The Democratic Policy Committee hearing was supposed to take place on Friday, October 24, 2003. Shortly after it was scheduled, Marcinkowski recounts, “my boss here in Detroit got a fax from a staffer on the Senate Select Committee on Intelligence. Basically it said in some snotty way, ‘Somebody claims in your office to have information.’ [The staffer] made it sound like, ‘Who is this punk? If he wants to say anything, he can come in at 1pm on Thursday’”—the day before the policy committee hearing was scheduled, Marcinkowski recounts.
He provided the fax sent October 20, 2003 by then Republican chief of staff to the Senate Intelligence Committee, Bill Duhnke—strangely, to Marcinkowski’s boss. “The Senate Select Committee on Intelligence has received a fax from your office sent by James Marcinkowski,” Duhnke, Roberts’s staffer, wrote in his e-mail to Marcinkowski’s boss. “Mr. Marcinkowski claims to have ‘important information’ he wishes to share with the committee. . . . The letter states that ‘[t]ime is of the essence.’ Therefore, I respectfully request that Mr. Marcinkowski contact me at his earliest convenience to discuss an appearance before the Committee.” It seems obvious that, under the guise of a backhanded invitation to say something to the committee, Duhnke intended to try to get Marcinkowski in trouble with his boss. But it failed, Marcinkowski says, because his boss is an old friend with whom he had worked for years, who recognized the virtue in Marcinkowski’s desire to seek justice for their former colleague Valerie. “Like I told you, it was my classmate they exposed,” Marcinkowski says he told his boss. “He said, ‘OK, great. Go beat the shit out of somebody.’”
“The next evening I was on the plane to D.C.,” Marcinkowski continues. As it turned out, various other colleagues were out of town and Marcinkowski ended up facing twelve senators from the Senate Intelligence Committee for the closed briefing on Thursday, October 23, 2003, all by himself.
Marcinkowski told the senators that the exposure of Plame by her own government was “unprecedented. It was our classmate. We had kept a secret for eighteen years. And we were all betrayed by this White House.” Marcinkowski had prepared a statement to deliver in open session before the Senate Democratic Policy committee the next day. “I also said she was covert, and I knew it. And they were taking it very seriously.”
He took questions after his statement. One of the committee’s more moderate Republicans, Chuck Hagel, a Vietnam vet from Nebraska, asked him, do you think this White House can investigate itself?
As Marcinkowski responded that if the attorney general was trying to intimidate federal judges, why would you think they would not be prepared to intimidate a special counsel, a ranking Republican close to the White House, Christopher “Kit” Bond of Missouri, walked in.

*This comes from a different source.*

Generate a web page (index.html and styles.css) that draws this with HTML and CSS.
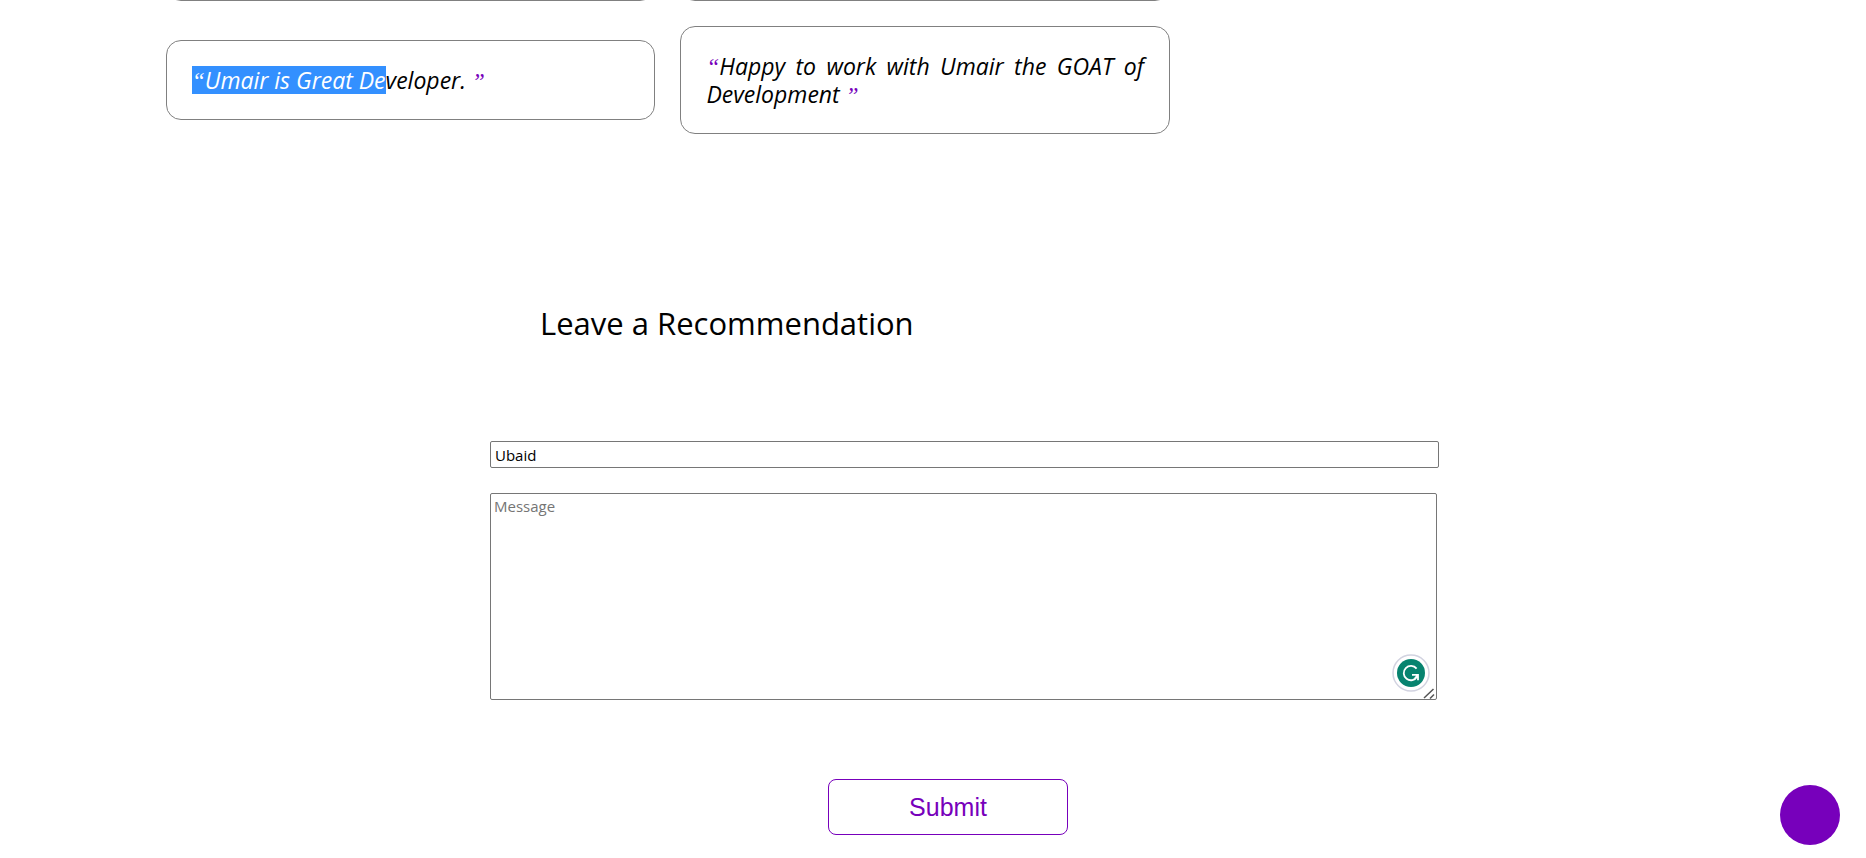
FILE: index.html
```
<!DOCTYPE html>
<html lang="en">
<head>
<meta charset="utf-8">
<title>Recommendations</title>
<link rel="stylesheet" href="styles.css">
</head>
<body>
<main>
  <section class="recommendations">
    <div class="card card-cut"></div>
    <div class="card card-cut"></div>
    <blockquote class="card"><mark><span class="quote">“</span>Umair is Great De</mark>veloper. <span class="quote">”</span></blockquote>
    <blockquote class="card"><span class="quote">“</span>Happy to work with Umair the GOAT of Development <span class="quote">”</span></blockquote>
  </section>
  <form class="form">
    <h2 class="title">Leave a Recommendation</h2>
    <input class="name" type="text" aria-label="Name" value="Ubaid">
    <div class="message-wrap">
      <textarea class="message" aria-label="Message" placeholder="Message"></textarea>
      <svg class="assistant" viewBox="0 0 38 38" aria-hidden="true">
        <circle cx="19" cy="19" r="18" fill="#fff" stroke="#d2d3e0" stroke-width="1.5"/>
        <circle cx="19" cy="19" r="14" fill="#07836f"/>
        <path d="M24.6 14.6A7.2 7.2 0 1 0 25.2 22.6M20 20.8H26V26.2M26 20.8L22.8 24.6" fill="none" stroke="#fff" stroke-width="1.8"/>
      </svg>
      <svg class="grip" viewBox="0 0 12 12" aria-hidden="true">
        <path d="M1 11L10.500 2M7 11.500L11 7.500" fill="none" stroke="#555" stroke-width="1.5"/>
      </svg>
    </div>
    <button class="submit" type="button">Submit</button>
  </form>
</main>
<button class="floating" type="button" aria-label="Back to top"></button>
</body>
</html>
```
FILE: styles.css
```
* {
  box-sizing: border-box;
}

body {
  margin: 0;
  background: #fff;
  color: #000;
  font-family: "Trebuchet MS", "Open Sans", sans-serif;
  overflow: hidden;
}

.recommendations {
  display: grid;
  grid-template-columns: 1fr 1fr;
  gap: 25px;
  align-items: center;
  width: 53.8%;
  margin-left: 166px;
}

.card {
  margin: 0;
  padding: 25px;
  border: 1px solid #808080;
  border-radius: 15px;
  font-size: 23px;
  line-height: 28px;
  font-style: italic;
  text-align: justify;
}

.card-cut {
  height: 52px;
  margin-top: -51px;
}

mark {
  display: inline-block;
  background: #3390ff;
  color: #fff;
}

.quote {
  color: #7700bb;
  font-family: "Liberation Serif", serif;
  line-height: 16px;
}

mark .quote {
  color: #fff;
}

.form {
  display: flex;
  flex-direction: column;
  width: 50.85%;
  margin: 168px 0 0 490px;
}

.title {
  margin: 0 0 97px 50px;
  font-size: 31px;
  font-weight: 400;
  line-height: 42px;
}

.name,
.message {
  display: block;
  width: 100%;
  border: 1px solid #767676;
  border-radius: 2px;
  background: #fff;
  color: #000;
  font-family: inherit;
  font-size: 15px;
  line-height: 21px;
}

.name {
  height: 27px;
  margin-bottom: 25px;
  padding: 1px 4px;
}

.message-wrap {
  position: relative;
  margin-right: 2px;
}

.message {
  height: 207px;
  padding: 2px 3px;
  resize: none;
}

.message::placeholder {
  color: #757575;
}

.assistant {
  position: absolute;
  right: 7px;
  bottom: 8px;
  width: 38px;
  height: 38px;
}

.grip {
  position: absolute;
  right: 2px;
  bottom: 1px;
  width: 12px;
  height: 12px;
}

.submit {
  width: 240px;
  height: 56px;
  margin: 79px 0 0 338px;
  border: 1px solid #7700bb;
  border-radius: 8px;
  background: #fff;
  color: #7700bb;
  font-family: "Liberation Sans", Arial, sans-serif;
  font-size: 25px;
}

.floating {
  position: fixed;
  right: 26px;
  bottom: 13px;
  width: 60px;
  height: 60px;
  border: 0;
  border-radius: 50%;
  background: #7700bb;
}
```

“He went off,” Marcinkowski said. “‘I am not going to sit here and listen to this guy attack my good friend, the attorney general Ashcroft, of this country.’ “A total “food fight” ensued, Marcinkowski said, with committee member Democratic senator Dianne Feinstein accusing Bond of trying to intimidate a witness.
After he finished with his testimony and the senators’ questions, Marcinkowski went out the back door of the building and walked over to a little park between the Senate office building and Union Station. He sat down to think about what had just happened and his cell phone rang. It was Tom Daschle’s staffer, who was setting up the hearing for the next day’s Democratic Policy Committee meeting. “And she told me, ‘Jim, Pat Roberts just declared all your testimony to be secret. I don’t know what you are planning on saying tomorrow, but he declared it secret.’”

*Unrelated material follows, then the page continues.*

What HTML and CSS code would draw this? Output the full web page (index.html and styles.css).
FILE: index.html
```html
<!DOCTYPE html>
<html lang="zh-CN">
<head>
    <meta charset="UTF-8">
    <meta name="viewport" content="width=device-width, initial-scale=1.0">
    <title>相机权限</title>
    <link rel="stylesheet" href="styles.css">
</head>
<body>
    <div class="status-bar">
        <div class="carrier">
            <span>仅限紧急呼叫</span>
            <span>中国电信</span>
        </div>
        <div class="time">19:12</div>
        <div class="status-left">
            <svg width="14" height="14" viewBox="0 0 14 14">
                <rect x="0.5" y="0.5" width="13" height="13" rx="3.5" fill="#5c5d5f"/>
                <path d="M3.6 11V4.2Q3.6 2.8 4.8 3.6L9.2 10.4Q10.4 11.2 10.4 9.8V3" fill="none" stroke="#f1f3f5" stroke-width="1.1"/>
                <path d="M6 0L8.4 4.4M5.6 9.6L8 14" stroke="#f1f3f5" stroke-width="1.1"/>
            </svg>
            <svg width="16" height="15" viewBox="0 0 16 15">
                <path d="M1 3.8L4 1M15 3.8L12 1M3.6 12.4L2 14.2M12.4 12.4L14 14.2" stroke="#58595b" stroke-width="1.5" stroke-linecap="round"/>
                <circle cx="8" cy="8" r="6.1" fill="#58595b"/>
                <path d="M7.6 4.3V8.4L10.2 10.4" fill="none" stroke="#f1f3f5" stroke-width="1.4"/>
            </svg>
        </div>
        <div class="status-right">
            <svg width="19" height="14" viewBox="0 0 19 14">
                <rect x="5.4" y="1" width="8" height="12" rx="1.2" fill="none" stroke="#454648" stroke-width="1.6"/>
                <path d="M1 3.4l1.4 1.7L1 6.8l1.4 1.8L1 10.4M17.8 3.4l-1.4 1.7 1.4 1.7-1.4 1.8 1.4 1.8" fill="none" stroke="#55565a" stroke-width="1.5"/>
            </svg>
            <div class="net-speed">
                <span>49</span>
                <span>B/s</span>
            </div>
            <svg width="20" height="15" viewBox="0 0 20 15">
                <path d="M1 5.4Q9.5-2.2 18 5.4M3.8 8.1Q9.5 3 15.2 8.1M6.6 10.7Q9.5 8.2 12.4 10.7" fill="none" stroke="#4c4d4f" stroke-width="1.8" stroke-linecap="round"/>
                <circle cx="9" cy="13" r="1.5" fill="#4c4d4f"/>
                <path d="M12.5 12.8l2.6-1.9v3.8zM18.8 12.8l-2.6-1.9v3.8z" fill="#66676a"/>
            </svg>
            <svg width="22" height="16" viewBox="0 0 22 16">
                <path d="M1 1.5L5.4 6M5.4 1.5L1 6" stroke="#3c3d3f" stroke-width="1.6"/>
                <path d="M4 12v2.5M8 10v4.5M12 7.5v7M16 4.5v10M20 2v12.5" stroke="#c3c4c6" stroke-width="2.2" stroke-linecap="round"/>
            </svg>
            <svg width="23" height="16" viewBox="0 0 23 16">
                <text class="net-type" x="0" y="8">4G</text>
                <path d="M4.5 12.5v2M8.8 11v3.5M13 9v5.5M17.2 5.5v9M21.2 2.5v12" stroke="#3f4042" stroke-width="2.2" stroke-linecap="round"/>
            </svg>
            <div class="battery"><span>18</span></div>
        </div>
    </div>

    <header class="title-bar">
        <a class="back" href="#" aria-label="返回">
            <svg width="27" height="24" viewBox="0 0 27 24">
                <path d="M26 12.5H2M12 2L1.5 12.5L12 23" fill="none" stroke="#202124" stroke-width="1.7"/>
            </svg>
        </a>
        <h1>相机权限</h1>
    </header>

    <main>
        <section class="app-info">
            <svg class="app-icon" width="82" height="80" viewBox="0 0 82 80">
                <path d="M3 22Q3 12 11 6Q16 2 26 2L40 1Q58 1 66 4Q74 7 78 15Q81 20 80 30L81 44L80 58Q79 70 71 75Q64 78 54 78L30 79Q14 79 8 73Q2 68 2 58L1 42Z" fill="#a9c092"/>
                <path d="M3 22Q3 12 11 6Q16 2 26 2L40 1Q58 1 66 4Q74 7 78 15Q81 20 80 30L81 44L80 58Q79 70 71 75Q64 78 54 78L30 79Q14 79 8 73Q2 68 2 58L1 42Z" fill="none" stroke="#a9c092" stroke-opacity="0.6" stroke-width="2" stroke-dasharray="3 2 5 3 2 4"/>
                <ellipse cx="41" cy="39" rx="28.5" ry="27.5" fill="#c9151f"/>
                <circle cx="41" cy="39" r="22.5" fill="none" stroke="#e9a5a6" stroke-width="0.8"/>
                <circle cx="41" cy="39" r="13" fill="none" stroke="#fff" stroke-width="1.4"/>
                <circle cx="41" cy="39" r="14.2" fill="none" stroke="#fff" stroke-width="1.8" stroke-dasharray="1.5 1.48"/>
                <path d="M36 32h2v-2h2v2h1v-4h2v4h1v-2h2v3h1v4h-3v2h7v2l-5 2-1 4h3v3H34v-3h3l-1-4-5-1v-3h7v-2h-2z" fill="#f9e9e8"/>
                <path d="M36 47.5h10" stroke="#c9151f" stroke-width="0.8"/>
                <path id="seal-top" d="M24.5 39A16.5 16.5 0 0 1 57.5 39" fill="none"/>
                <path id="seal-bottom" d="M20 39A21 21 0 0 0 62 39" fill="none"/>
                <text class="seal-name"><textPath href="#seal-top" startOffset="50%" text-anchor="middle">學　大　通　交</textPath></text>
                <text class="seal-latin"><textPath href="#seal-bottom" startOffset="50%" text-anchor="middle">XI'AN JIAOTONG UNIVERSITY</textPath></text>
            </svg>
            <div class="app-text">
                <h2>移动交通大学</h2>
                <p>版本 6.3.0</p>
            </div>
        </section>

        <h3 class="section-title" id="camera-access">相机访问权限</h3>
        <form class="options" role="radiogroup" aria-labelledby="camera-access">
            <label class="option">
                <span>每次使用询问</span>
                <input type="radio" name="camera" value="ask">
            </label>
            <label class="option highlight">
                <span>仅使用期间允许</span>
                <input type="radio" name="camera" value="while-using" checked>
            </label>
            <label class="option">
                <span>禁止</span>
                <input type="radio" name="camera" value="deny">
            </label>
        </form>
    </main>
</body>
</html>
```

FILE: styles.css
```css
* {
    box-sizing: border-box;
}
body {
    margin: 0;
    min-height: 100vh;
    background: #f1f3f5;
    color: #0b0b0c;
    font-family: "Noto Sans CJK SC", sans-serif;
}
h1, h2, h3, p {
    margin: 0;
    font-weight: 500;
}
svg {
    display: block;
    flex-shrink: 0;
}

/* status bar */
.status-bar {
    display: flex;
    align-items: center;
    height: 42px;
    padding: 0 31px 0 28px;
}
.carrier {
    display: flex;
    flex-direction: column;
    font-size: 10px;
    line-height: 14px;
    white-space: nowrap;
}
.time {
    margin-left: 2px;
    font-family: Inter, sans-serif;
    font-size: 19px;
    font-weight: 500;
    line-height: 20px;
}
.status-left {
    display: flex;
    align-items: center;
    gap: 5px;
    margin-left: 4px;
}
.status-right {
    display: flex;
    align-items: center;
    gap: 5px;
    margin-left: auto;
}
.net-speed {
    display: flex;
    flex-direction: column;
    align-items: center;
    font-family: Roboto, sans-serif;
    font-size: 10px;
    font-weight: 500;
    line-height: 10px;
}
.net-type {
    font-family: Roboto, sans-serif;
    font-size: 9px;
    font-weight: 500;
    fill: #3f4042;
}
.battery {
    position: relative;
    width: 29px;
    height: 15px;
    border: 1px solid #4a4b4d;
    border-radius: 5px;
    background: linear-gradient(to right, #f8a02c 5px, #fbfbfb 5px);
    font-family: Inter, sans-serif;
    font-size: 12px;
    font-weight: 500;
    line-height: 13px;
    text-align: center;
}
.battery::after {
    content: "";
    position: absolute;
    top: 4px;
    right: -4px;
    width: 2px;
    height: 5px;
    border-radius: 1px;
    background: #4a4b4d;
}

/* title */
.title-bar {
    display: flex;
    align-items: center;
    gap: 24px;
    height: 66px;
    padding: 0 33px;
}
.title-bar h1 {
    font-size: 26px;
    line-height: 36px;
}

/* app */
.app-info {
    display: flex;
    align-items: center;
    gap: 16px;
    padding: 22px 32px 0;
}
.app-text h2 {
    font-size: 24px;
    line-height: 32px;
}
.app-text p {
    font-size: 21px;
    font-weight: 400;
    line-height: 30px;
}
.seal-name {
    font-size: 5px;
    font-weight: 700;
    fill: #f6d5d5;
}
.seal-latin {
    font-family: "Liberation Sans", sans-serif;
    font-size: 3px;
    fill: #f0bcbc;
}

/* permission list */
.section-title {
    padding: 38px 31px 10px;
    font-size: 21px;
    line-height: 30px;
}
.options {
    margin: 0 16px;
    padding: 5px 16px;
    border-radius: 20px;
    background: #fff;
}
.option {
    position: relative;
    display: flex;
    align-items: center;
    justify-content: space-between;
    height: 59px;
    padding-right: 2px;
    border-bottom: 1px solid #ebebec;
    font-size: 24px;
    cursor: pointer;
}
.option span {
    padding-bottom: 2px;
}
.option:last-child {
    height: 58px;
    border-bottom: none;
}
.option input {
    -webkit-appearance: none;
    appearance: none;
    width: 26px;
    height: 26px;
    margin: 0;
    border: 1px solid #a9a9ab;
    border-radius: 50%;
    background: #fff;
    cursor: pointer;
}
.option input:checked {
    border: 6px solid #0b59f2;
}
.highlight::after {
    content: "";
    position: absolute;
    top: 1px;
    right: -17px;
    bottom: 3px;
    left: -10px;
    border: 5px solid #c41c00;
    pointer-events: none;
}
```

Marcinkowski, the lawyer and deputy city attorney, was stunned. “I sat on the park bench, in a daze. I didn’t know what the hell to do. Now it hits me, that is why the Senate Select Intelligence Committee had scheduled their testimony for the day before the Senate Democratic public hearing. Until that happened we didn’t hear shit from the Senate Select Intelligence Committee. They slapped the secrecy thing on it, that was their intention,” to try to prevent Valerie’s CIA colleagues from testifying publicly about what had happened to her, and why it was a betrayal of everyone in the CIA.

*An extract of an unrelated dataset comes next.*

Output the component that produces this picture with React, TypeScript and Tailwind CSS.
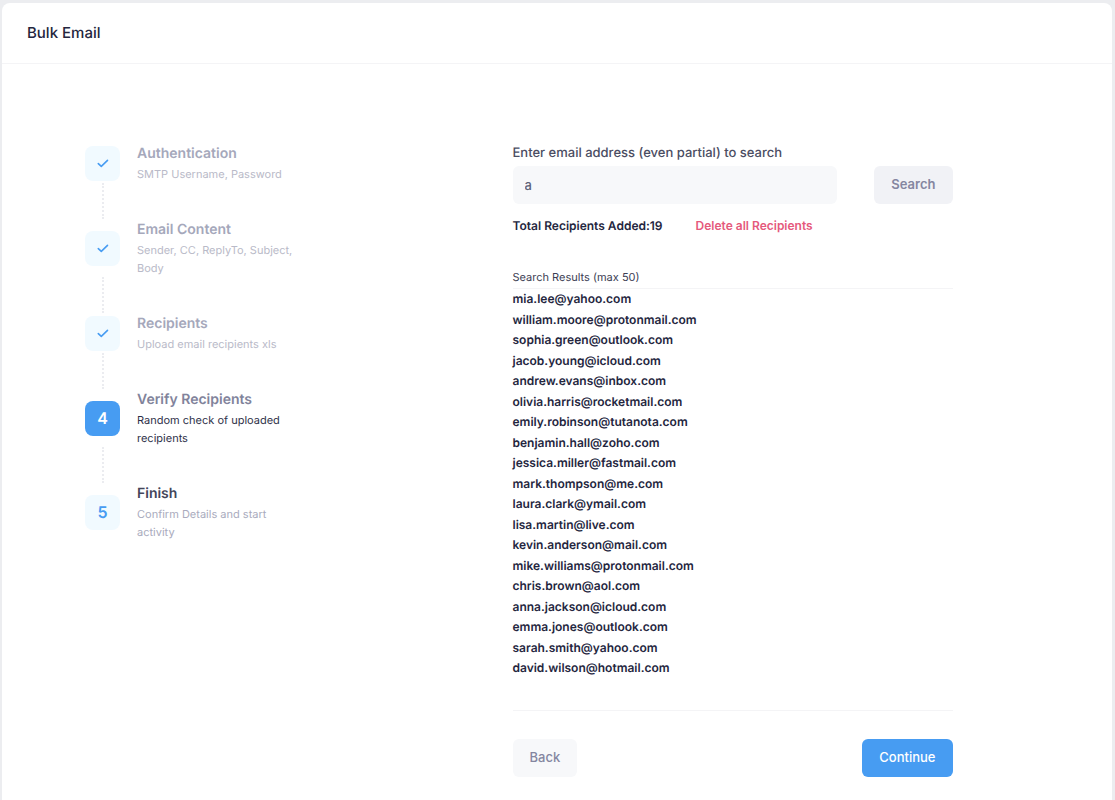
import { useState } from "react";

interface StepProps {
  title: string;
  description: string;
  status: "done" | "current" | "pending";
}

const steps: StepProps[] = [
  { title: "Authentication", description: "SMTP Username, Password", status: "done" },
  { title: "Email Content", description: "Sender, CC, ReplyTo, Subject, Body", status: "done" },
  { title: "Recipients", description: "Upload email recipients xls", status: "done" },
  { title: "Verify Recipients", description: "Random check of uploaded recipients", status: "current" },
  { title: "Finish", description: "Confirm Details and start activity", status: "pending" },
];

const recipients = [
  "mia.lee@yahoo.com",
  "william.moore@protonmail.com",
  "sophia.green@outlook.com",
  "jacob.young@icloud.com",
  "andrew.evans@inbox.com",
  "olivia.harris@rocketmail.com",
  "emily.robinson@tutanota.com",
  "benjamin.hall@zoho.com",
  "jessica.miller@fastmail.com",
  "mark.thompson@me.com",
  "laura.clark@ymail.com",
  "lisa.martin@live.com",
  "kevin.anderson@mail.com",
  "mike.williams@protonmail.com",
  "chris.brown@aol.com",
  "anna.jackson@icloud.com",
  "emma.jones@outlook.com",
  "sarah.smith@yahoo.com",
  "david.wilson@hotmail.com",
];

const badgeStyles = {
  done: "bg-[#f1faff] text-[#479cf2]",
  current: "bg-[#479cf2] text-white",
  pending: "bg-[#f1faff] text-[#479cf2]",
};

const titleStyles = {
  done: "text-[#a5a8bb]",
  current: "text-[#81839b]",
  pending: "text-[#43455a]",
};

const descriptionStyles = {
  done: "text-[#b9bac8]",
  current: "text-[#2e3048]",
  pending: "text-[#a9abbd]",
};

function CheckIcon() {
  return (
    <svg width="12" height="9" viewBox="0 0 12 9" fill="none" aria-hidden="true">
      <path
        d="M1.3 4.6L4.3 7.4L10.5 1.4"
        stroke="currentColor"
        strokeWidth="1.6"
        strokeLinecap="round"
        strokeLinejoin="round"
      />
    </svg>
  );
}

function Step({ step, number, last }: { step: StepProps; number: number; last: boolean }) {
  return (
    <li>
      <div className="flex items-center gap-[17px]">
        <div
          className={`flex size-[35px] shrink-0 items-center justify-center rounded-lg text-base font-semibold ${badgeStyles[step.status]}`}
        >
          {step.status === "done" ? <CheckIcon /> : number}
        </div>
        <div className="max-w-[165px]">
          <h3 className={`text-sm leading-[22px] font-semibold ${titleStyles[step.status]}`}>{step.title}</h3>
          <p className={`text-[11px] leading-[18px] ${descriptionStyles[step.status]}`}>{step.description}</p>
        </div>
      </div>
      {!last && <div className="ml-[17px] h-9 border-l-2 border-dotted border-[#ebecf0]"></div>}
    </li>
  );
}

export default function App() {
  const [search, setSearch] = useState("a");

  return (
    <div className="flex min-h-screen flex-col bg-[#ecedf0] pt-[3px] pr-[3px] pl-0.5 font-['Inter',sans-serif] text-[13px] text-[#24263e] [text-rendering:geometricPrecision]">
      <div className="flex-1 rounded-t-lg bg-white">
        <header className="flex h-[61px] items-center border-b border-[#f4f4f6] px-[25px]">
          <h1 className="text-[15px] font-medium">Bulk Email</h1>
        </header>

        <div className="flex pt-[79px] pb-[22px]">
          <aside className="w-[351px] shrink-0 pl-[83px]">
            <ol>
              {steps.map((step, index) => (
                <Step key={step.title} step={step} number={index + 1} last={index === steps.length - 1} />
              ))}
            </ol>
          </aside>

          <main className="flex flex-1 justify-center">
            <form className="w-full max-w-[440px]" onSubmit={(e) => e.preventDefault()}>
              <label htmlFor="search" className="mb-[3px] block leading-5 font-medium text-[#4b4d62]">
                Enter email address (even partial) to search
              </label>
              <div className="flex gap-[37px]">
                <input
                  id="search"
                  type="text"
                  className="h-[38px] min-w-0 flex-1 rounded-md bg-[#f7f8fa] px-3 font-medium text-[#5e6278] outline-none"
                  value={search}
                  onChange={(e) => setSearch(e.target.value)}
                />
                <button type="submit" className="h-[38px] rounded-md bg-[#f1f2f6] px-[17px] font-semibold text-[#8486a0]">
                  Search
                </button>
              </div>

              <div className="mt-3 flex items-baseline gap-[33px] text-xs leading-5 font-semibold">
                <span>Total Recipients Added:19</span>
                <button type="button" className="text-[#e5597c]">
                  Delete all Recipients
                </button>
              </div>

              <h2 className="mt-[30px] border-b border-[#f4f4f6] text-[11px] leading-[22px] text-[#3c3e54]">
                Search Results (max 50)
              </h2>
              <ul className="grid min-h-[389px] content-between text-xs leading-5 font-semibold">
                {recipients.map((email) => (
                  <li key={email}>{email}</li>
                ))}
              </ul>

              <div className="mt-8 flex justify-between border-t border-[#f4f4f6] pt-7">
                <button type="button" className="h-[38px] rounded-md bg-[#f7f8fa] px-[17px] font-medium text-[#8486a0]">
                  Back
                </button>
                <button type="button" className="h-[38px] rounded-md bg-[#479cf2] px-[17px] font-medium text-white">
                  Continue
                </button>
              </div>
            </form>
          </main>
        </div>
      </div>
    </div>
  );
}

Marcinkowski called a close friend, an attorney in Detroit, to get legal advice on what he should do, since what he had told the Senate Intelligence Committee was exactly what he planned to tell the Senate Democratic Policy Committee the next day, and Roberts had appeared to try to suppress that testimony by, implausibly, declaring it classified. “‘Jim, I tell you what,’” his friend told him. “‘I already know what you’re going to do. I am going to call all your friends and start collecting bond money right now,’” Marcinkowski recounts. “I told him, ‘You think this is funny. I’m sitting here in a park, by my lonesome, and they’re saying I’m violating all kinds of laws.’ And he said, ‘Yep, and I know exactly what you are doing tomorrow morning.’”
Gathering courage, Marcinkowski called Daschle’s staffer back. “You call Roberts’ office and you tell him, I said that he can go straight to hell,” Marcinkowski says he told her. ….
People like Kit Bond were nowhere to be found when the Bush Administration was playing politics with national security. In fact, they encouraged the reprehensible behavior. Now they want us to believe they have found religion? I don’t think so.